Die Personalentscheidung löste viel Kritik auch an Juncker aus.
Kommission defensiv
Die EU-Kommission hatte indes stets betont, alle Regeln seien eingehalten worden. Zu O'Reillys Vorwürfen erklärte der für Personal zuständige deutsche Kommissar Günther Oettinger, man teile "nicht alle Aspekte" des Prüfberichts.
Die Bürgerbeauftragte, an die sich jeder mit Beschwerden über die EU-Institutionen wenden kann, hatte ihre Überprüfung im Mai auf zwei Eingaben hin eröffnet. Als Konsequenz aus ihrer Analyse forderte sie die Kommission auf, ein spezielles Ernennungsverfahren für das Amt des Generalsekretärs zu entwickeln, "um eine Wiederholung der Ereignisse zu vermeiden".

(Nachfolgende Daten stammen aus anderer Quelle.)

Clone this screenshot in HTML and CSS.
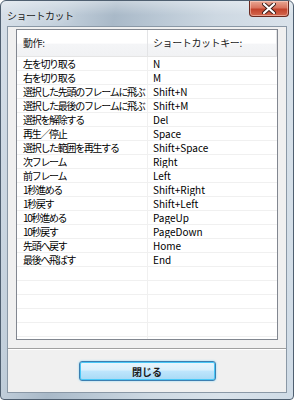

Dazu erklärte Oettinger jedoch, man sehe auf den ersten Blick keinen Grund für ein besonderes Berufungsverfahren. Nur gemeinsam mit anderen EU-Institutionen könne man aktuelle Vorschriften und Verfahren überdenken. Dazu habe er für den 25. September ein Gespräch am Runden Tisch einberufen.